1 December 2010

Yesterday and today

Yesterday.

Man, it’s quiet here this morning. A hard frost has made the surface of the world white, and even the birds are audibly subdued because of the cold. The sky is that very pale mauvey grey type of luminous white that looks as if it is heavy with snow, but may just pass by without releasing its load. There is something about the colour that seems as if all the light is trapped up there in the cloud and is bouncing around in dancing forms, prismatic separations meeting to reform in new shades. Multiplexing and demultiplexing. Almost imperceptible hues of pink, yellow and green shimmer and retreat, embedded amongst the more obvious greys and blues. All that mobility and energy silently rolling around in the heavens.

My friend Sara will testify to my inability to accept the world in terms of polarities (I take great pleasure in regularly exuberantly discussing it with her!); to me everything could never be so flat. Black and white; hot and cold; male and female; wave and particle; how restrictive. So it is with that view that I am trying to make sense of the nature of light. I imagine that since many greater intellects than mine have long pondered the understanding of this intrangible character, with meticulous and rigorous scientific analysis as well as deep thought, that I am not going to find an easy answer any time soon. However, a little undaunted, I again set out on the voyage (which was what formerly led me to try to make head or tail of Feynman) – explorations into light.

And today.

December. A beautiful still and clear morning here, blue sky and sun. Much of the rest of the country white today, but here the edges of the world just shimmer with the pale grey of a hard frost. Quiet.

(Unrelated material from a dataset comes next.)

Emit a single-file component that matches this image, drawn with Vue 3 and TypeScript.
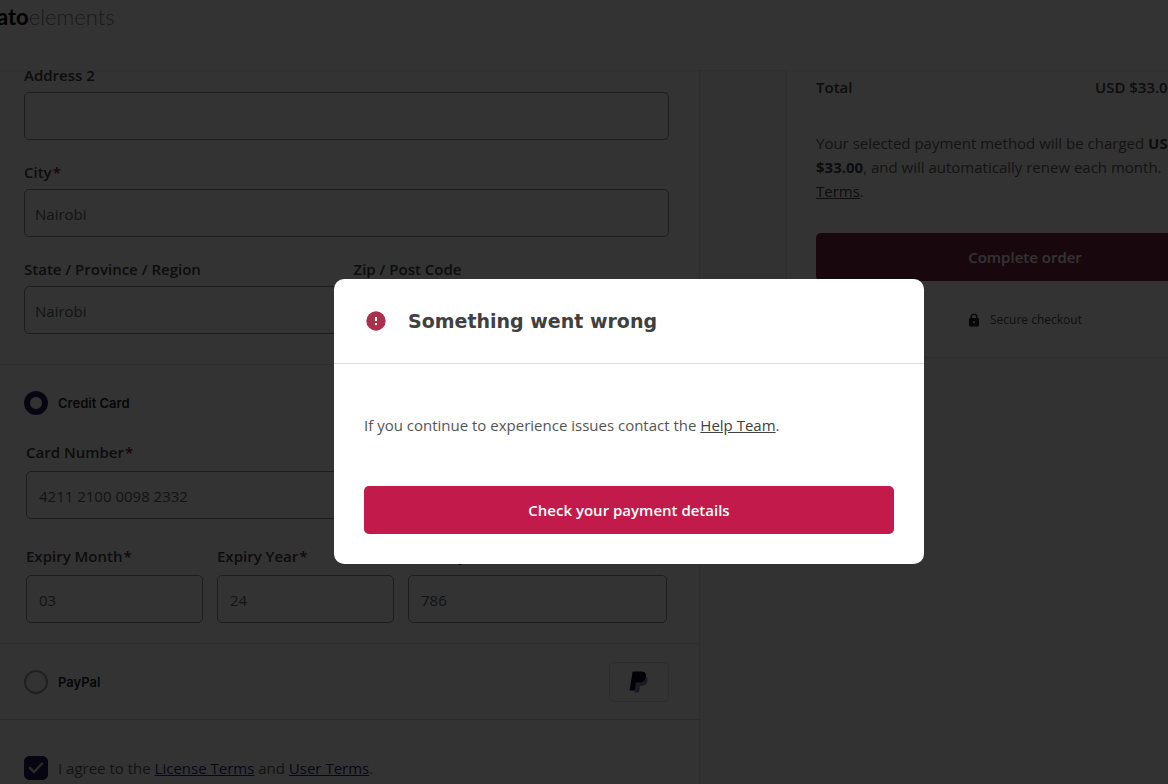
<script setup lang="ts">
import { ref } from 'vue'

const address2 = ref<string>('')
const city = ref<string>('Nairobi')
const region = ref<string>('Nairobi')
const postCode = ref<string>('')
const cardNumber = ref<string>('4211 2100 0098 2332')
const expiryMonth = ref<string>('03')
const expiryYear = ref<string>('24')
const securityCode = ref<string>('786')
const method = ref<'card' | 'paypal'>('card')
const agreed = ref<boolean>(true)
const modalOpen = ref<boolean>(true)
</script>

<template>
  <div class="page">
    <header class="topbar">
      <a class="logo" href="#"><span class="logo-strong">ato</span><span class="logo-light">elements</span></a>
    </header>

    <main class="checkout">
      <form class="details" @submit.prevent>
        <section class="address">
          <div class="field">
            <label for="address2">Address 2</label>
            <input id="address2" v-model="address2" type="text" />
          </div>
          <div class="field">
            <label for="city">City<span class="req">*</span></label>
            <input id="city" v-model="city" type="text" />
          </div>
          <div class="pair">
            <div class="field">
              <label for="region">State / Province / Region</label>
              <input id="region" v-model="region" type="text" />
            </div>
            <div class="field">
              <label for="post">Zip / Post Code</label>
              <input id="post" v-model="postCode" type="text" />
            </div>
          </div>
        </section>

        <section class="card-section">
          <label class="method"><input v-model="method" type="radio" name="method" value="card" />Credit Card</label>
          <div class="card-fields">
            <div class="field number">
              <label for="number">Card Number<span class="req">*</span></label>
              <input id="number" v-model="cardNumber" type="text" />
            </div>
            <div class="field">
              <label for="month">Expiry Month<span class="req">*</span></label>
              <input id="month" v-model="expiryMonth" type="text" />
            </div>
            <div class="field">
              <label for="year">Expiry Year<span class="req">*</span></label>
              <input id="year" v-model="expiryYear" type="text" />
            </div>
            <div class="field">
              <label for="code">Security Code<span class="req">*</span></label>
              <input id="code" v-model="securityCode" type="text" />
            </div>
          </div>
        </section>

        <section class="paypal-section">
          <label class="method"><input v-model="method" type="radio" name="method" value="paypal" />PayPal</label>
          <span class="paypal-badge">
            <svg width="20" height="24" viewBox="0 0 20 24" aria-hidden="true">
              <path d="M16.6 6.2c2.2 1.200 2.400 3.700 1.500 6-1 2.700-3.200 3.800-6.200 3.800h-.9l-1 6.500H5.300L7.500 9z" fill="#8c88b4" />
              <path d="M3.600 1.500h8.600c3.700 0 5.400 2.200 4.700 5.400-.8 3.900-3.500 5.700-7.400 5.700H7l-1.300 7.900H.6z" fill="#0a0635" />
            </svg>
          </span>
        </section>

        <section class="agree">
          <span class="tick-wrap">
            <input id="agree" v-model="agreed" type="checkbox" />
            <svg v-if="agreed" class="tick" width="24" height="24" viewBox="0 0 24 24" aria-hidden="true">
              <path d="M6 12l4 4 8-8.500" fill="none" stroke="#d0d0d0" stroke-width="2.500" stroke-linecap="round" stroke-linejoin="round" />
            </svg>
          </span>
          <label for="agree">I agree to the <a href="#">License Terms</a> and <a href="#">User Terms</a>.</label>
        </section>
      </form>

      <aside class="summary">
        <div class="total"><span>Total</span><span class="amount">USD $33.00</span></div>
        <p class="notice">
          Your selected payment method will be charged <b>USD</b><br />
          <b>$33.00</b>, and will automatically renew each month. <br />
          <a href="#">Terms</a>.
        </p>
        <button class="complete" type="button">Complete order</button>
        <p class="secure">
          <svg width="12" height="14" viewBox="0 0 12 14" aria-hidden="true">
            <path d="M3.200 6V4a2.800 2.800 0 0 1 5.600 0v2" fill="none" stroke="#262626" stroke-width="1.500" />
            <rect x="1" y="5" width="10" height="8.500" rx="1" fill="#262626" />
            <circle cx="6" cy="9.300" r="1.100" fill="#fff" />
          </svg>
          Secure checkout
        </p>
      </aside>
    </main>

    <div v-if="modalOpen" class="overlay">
      <div class="modal" role="dialog" aria-modal="true" aria-labelledby="modal-title">
        <div class="modal-head">
          <svg width="24" height="24" viewBox="0 0 24 24" aria-hidden="true">
            <circle cx="12" cy="12" r="9.700" fill="#aa314b" />
            <rect x="11" y="8" width="2" height="4" fill="#fff" />
            <rect x="11" y="14" width="2" height="2" fill="#fff" />
          </svg>
          <h2 id="modal-title">Something went wrong</h2>
        </div>
        <div class="modal-body">
          <p>If you continue to experience issues contact the <a href="#">Help Team</a>.</p>
          <button type="button" @click="modalOpen = false">Check your payment details</button>
        </div>
      </div>
    </div>
  </div>
</template>

<style>
body {
  margin: 0;
}
</style>

<style scoped>
* {
  box-sizing: border-box;
}

.page {
  position: relative;
  display: flex;
  flex-direction: column;
  height: 100vh;
  overflow: hidden;
  background: #fafafa;
  color: #404040;
  font: 15px/24px "Open Sans", "Noto Sans", sans-serif;
}

.topbar {
  position: relative;
  z-index: 1;
  flex: none;
  height: 70px;
  padding-top: 4px;
  background: #fff;
  box-shadow: 0 1px 2px rgba(0, 0, 0, 0.1);
}

.logo {
  display: flex;
  margin-left: -3px;
  font-family: Lato, sans-serif;
  font-size: 22px;
  line-height: 26px;
  color: #000;
  text-decoration: none;
}

.logo-strong {
  font-weight: 700;
}

.logo-light {
  font-weight: 300;
  color: #808080;
}

.checkout {
  display: flex;
  flex: 1;
  align-items: flex-start;
  gap: 86px;
  margin-top: -7px;
}

.details {
  flex: 1;
  min-width: 0;
  border-right: 1px solid #e0e0e0;
  background: #fff;
}

.address {
  display: flex;
  flex-direction: column;
  gap: 20px;
  padding: 0 30px 30px 24px;
}

.pair {
  display: grid;
  grid-template-columns: 1fr 1fr;
  gap: 14px;
}

.field {
  display: flex;
  flex-direction: column;
  gap: 5px;
  min-width: 0;
  font-weight: 600;
}

.req {
  margin-left: 1px;
  color: #6c2036;
}

.field input {
  width: 100%;
  height: 48px;
  padding: 2px 10px 0;
  border: 1px solid #909090;
  border-radius: 5px;
  background: #fff;
  color: #606060;
  font: inherit;
  font-weight: 400;
}

.card-section {
  display: flex;
  flex-direction: column;
  gap: 25px;
  padding: 26px 32px 20px 24px;
  border-top: 1px solid #e0e0e0;
}

.method {
  display: flex;
  align-items: center;
  gap: 10px;
  font: 600 13px/24px "Inter", sans-serif;
  color: #262626;
}

.method input {
  width: 24px;
  height: 24px;
  margin: 0;
  appearance: none;
  border: 2px solid #a0a0a0;
  border-radius: 50%;
  background: #fff;
}

.method input:checked {
  border: 6px solid #2c1a5c;
}

.card-fields {
  display: grid;
  grid-template-columns: 177fr 177fr 259fr;
  gap: 25px 14px;
  margin-left: 2px;
}

.card-fields .field {
  gap: 7px;
}

.card-fields input {
  padding-left: 12px;
}

.number {
  grid-column: 1 / -1;
}

.paypal-section {
  display: flex;
  align-items: center;
  justify-content: space-between;
  padding: 18px 30px 17px 24px;
  border-top: 1px solid #e0e0e0;
}

.paypal-badge {
  display: flex;
  align-items: center;
  justify-content: center;
  width: 60px;
  height: 40px;
  border: 1px solid #dcdcdc;
  border-radius: 5px;
}

.agree {
  display: flex;
  align-items: center;
  gap: 10px;
  padding: 36px 24px;
  border-top: 1px solid #d4d4d4;
  color: #606060;
}

.agree a {
  color: #2c2470;
}

.tick-wrap {
  position: relative;
  display: flex;
}

.tick-wrap input {
  width: 24px;
  height: 24px;
  margin: 0;
  appearance: none;
  border: 1px solid #2c1a5c;
  border-radius: 5px;
  background: #fff;
}

.tick-wrap input:checked {
  background: #2c1a5c;
}

.tick {
  position: absolute;
  inset: 0;
  pointer-events: none;
}

.summary {
  flex: none;
  width: 478px;
  margin-right: -96px;
  padding: 12px 29px 25px;
  border: 1px solid #e4e4e4;
  border-top: 0;
  background: #fff;
}

.total {
  display: flex;
  justify-content: space-between;
  font-weight: 600;
}

.amount {
  flex: 0 0 139px;
}

.notice {
  margin: 32px 0 30px;
  color: #606060;
  white-space: nowrap;
}

.notice b {
  color: #404040;
}

.notice a {
  color: #404040;
}

button {
  display: block;
  width: 100%;
  height: 48px;
  padding: 0;
  border: 0;
  border-radius: 5px;
  color: #fff;
  font: inherit;
  font-weight: 600;
  cursor: pointer;
}

.complete {
  background: #7d2345;
}

.secure {
  display: flex;
  align-items: center;
  justify-content: center;
  gap: 10px;
  margin: 27px 0 0;
  font-size: 12px;
  color: #505050;
}

.overlay {
  position: absolute;
  inset: 0;
  z-index: 2;
  display: flex;
  align-items: center;
  justify-content: center;
  padding: 59px 0 0 90px;
  background: rgba(0, 0, 0, 0.8);
}

.modal {
  width: 590px;
  max-width: 100%;
  border-radius: 10px;
  background: #fff;
}

.modal-head {
  display: flex;
  align-items: center;
  gap: 20px;
  padding: 30px;
  border-bottom: 1px solid #dcdcdc;
}

.modal-head h2 {
  margin: 0;
  font: 700 19px/24px "DejaVu Sans", sans-serif;
}

.modal-body {
  padding: 49px 30px 30px;
}

.modal-body p {
  margin: 0 0 49px;
  color: #555;
}

.modal-body a {
  color: #404040;
}

.modal-body button {
  background: #c21a4a;
}
</style>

I spent a frustrating day yesterday trying to learn about quantum physics, trying to understand the models of waves, rays and photons, but found that each piece of writing that I read was built on foundations of words and concepts that I did not fully understand. Each book or article requiring study of another, more fundamental, one in order for it to be fully illuminating. I begin to wonder if there is actually a bottom to this search, or whether I shall find myself back at the most recent of papers on silicon photonics at the end of a circuit of attempted learning. A ring of resonating words and ideas that starts and ends within itself.

I think that for the moment I shall raise my head from the words and go to let my mind wander out in the world, go to look at some watery waves, and feel sunny photons on my face.